How does a $235 Ralph Lauren anorak end up selling for $49.99 at Ross Dress for Less?

When a savvy girlfriend nabbed this candied-violet bargain in the men's department at the Westwood store, I thought I'd try to locate one of my own.

I decided to do some detective work to uncover its roots. In so doing, I hoped to uncover the secrets of discount shopping.

Most shoppers know that a portion of the merchandise in most off-price stores is from previous seasons. This was clearly the case here: The sleeve on this Lauren jacket read Polo 1992.

I stopped into my area Ross store but didn't see any of the jacket's siblings. Perhaps if I called the Ross Stores New Jersey headquarters, I could locate a similar jacket. Where does Ross get its supply of Lauren jackets? I ask a headquarters spokesperson.

Not surprisingly she demurs. Like a magician's tricks, the store's sources are never revealed.

I begin to suspect that a 007-spy-style London Fog trench would be better suited for my investigative pursuits. But, no way. I've come too far with the cotton anorak to settle for anything less.

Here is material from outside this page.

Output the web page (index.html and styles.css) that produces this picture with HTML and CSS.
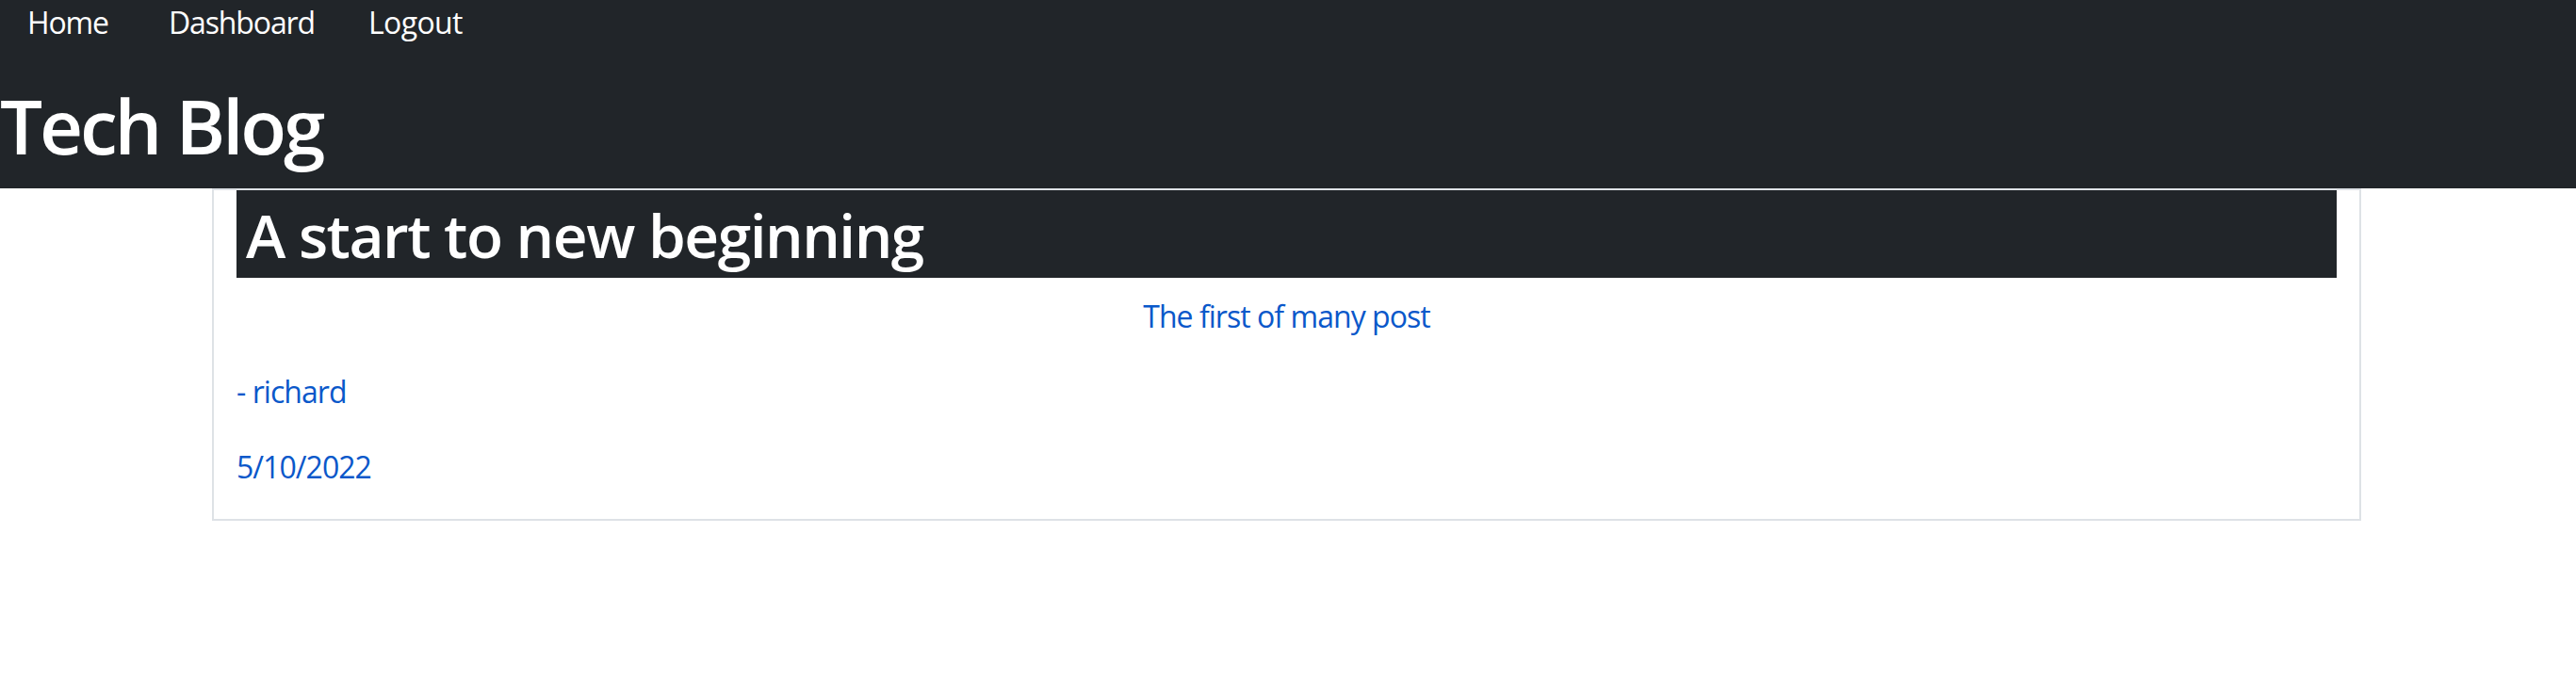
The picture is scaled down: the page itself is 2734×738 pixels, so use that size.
FILE: index.html
```html
<!DOCTYPE html>
<html lang="en">
<head>
<meta charset="utf-8">
<title>Tech Blog</title>
<link rel="stylesheet" href="styles.css">
</head>
<body>
<header class="site-header">
  <nav class="nav">
    <a class="nav-link" href="#">Home</a>
    <a class="nav-link" href="#">Dashboard</a>
    <a class="nav-link nav-link-last" href="#">Logout</a>
  </nav>
  <h1 class="site-title">Tech Blog</h1>
</header>
<main class="container">
  <article class="post-card">
    <h2 class="post-title">A start to new beginning</h2>
    <p class="post-text post-body">The first of many post</p>
    <p class="post-text">- richard</p>
    <p class="post-text">5/10/2022</p>
  </article>
</main>
</body>
</html>
```

FILE: styles.css
```css
html, body {
  margin: 0;
  padding: 0;
  background: #ffffff;
}

body {
  font-family: "Open Sans", "Noto Sans", sans-serif;
  font-size: 32px;
  line-height: 48px;
  letter-spacing: -0.03em;
  color: #212529;
}

.site-header {
  background: #212529;
  padding-bottom: 19px;
}

.nav {
  display: flex;
  height: 48px;
}

.nav-link {
  display: block;
  padding: 0 32px;
  color: #ffffff;
  text-decoration: none;
  line-height: 48px;
  letter-spacing: -0.035em;
}

.nav-link:first-child {
  padding-left: 29px;
}

.nav-link-last {
  margin-left: -7px;
  letter-spacing: -0.02em;
}

.site-title {
  margin: 37px 0 0 0;
  font-size: 80px;
  line-height: 96px;
  font-weight: 600;
  letter-spacing: -0.04em;
  color: #ffffff;
}

.container {
  padding: 0 228px 0 225px;
}

.post-card {
  border: 2px solid #dee2e6;
  padding: 0 24px;
}

.post-title {
  margin: 0 0 16px 0;
  padding: 10px 10px 6px 10px;
  background: #212529;
  color: #ffffff;
  font-size: 64px;
  line-height: 76.8px;
  font-weight: 600;
  letter-spacing: -1.5px;
}

.post-text {
  margin: 0 0 31px 0;
  padding-top: 1px;
  color: #0a58ca;
}

.post-body {
  text-align: center;
}
```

Next I phone Ralph Lauren's Polo store in South Coast Plaza. A polite salesman answers the phone in the men's department. I ask him if he has any of the jackets with 1992 left on them. He laughs hysterically.

Then his salesman personality kicks in. "Are you looking for a lightweight jacket?" he asks. "We have several in stock right now."

I visit the store and check them out. They're all well over $100--not quite the bargain I demand.

Time to go to the top. I call Ralph Lauren (not personally, of course). A spokeswoman listens politely to my queries: Where did these particular anoraks go? What off-price stores such as Ross Dress For Less might have them? Would any of the Ralph Lauren outlet stores have them?

Someone will get back to me, she says assuringly. I'm still waiting.

Perhaps Elyse Lazar, New York-based publisher of the S&B Report--the bible for designer showroom sales and bargains--might have the skinny on journeys the jacket and other such items take from designer to discount stores.

"Designers do not like to talk about it," says Lazar, "and stores do not want to reveal their sources."

No kidding.

"But usually, a designer like Ralph will be left with, say, 10,000 jackets. A store like Ross may take all or half or 10% of them. Usually this is done no earlier than the end of a season, so as not to irritate the designer's department and specialty store accounts."

And in recent years, Lauren and other designers have opened their own outlet stores, the better to profit from leftover stock.

Aha! Maybe Lauren's outlet store in Barstow still has the jacket of my dreams. I phone the shop, where the receptionist transfers me to the men's department. The polite salesman searches in vain for the coveted anorak. "Sorry," he says.

OK, so I wasn't going to find another jacket like my friend's. Nor would I uncover the jacket's trek from Lauren's New York design studios to the crowded racks at Ross.

But perhaps it was just as well. During a recent tactile encounter with the item, some of the dye came off in my hand, rendering it far less appealing.

In the end, I realized, it didn't matter. Just as there are many fish in the sea, there are many bargains in the ocean of off-price shopping.

The candied-violet anorak was gone, but over at Ross I found an Asics nylon jacket with lavendar insets for $19.99, down from $90.

Discovery, it seems, is more than half the joy of bargain hunting.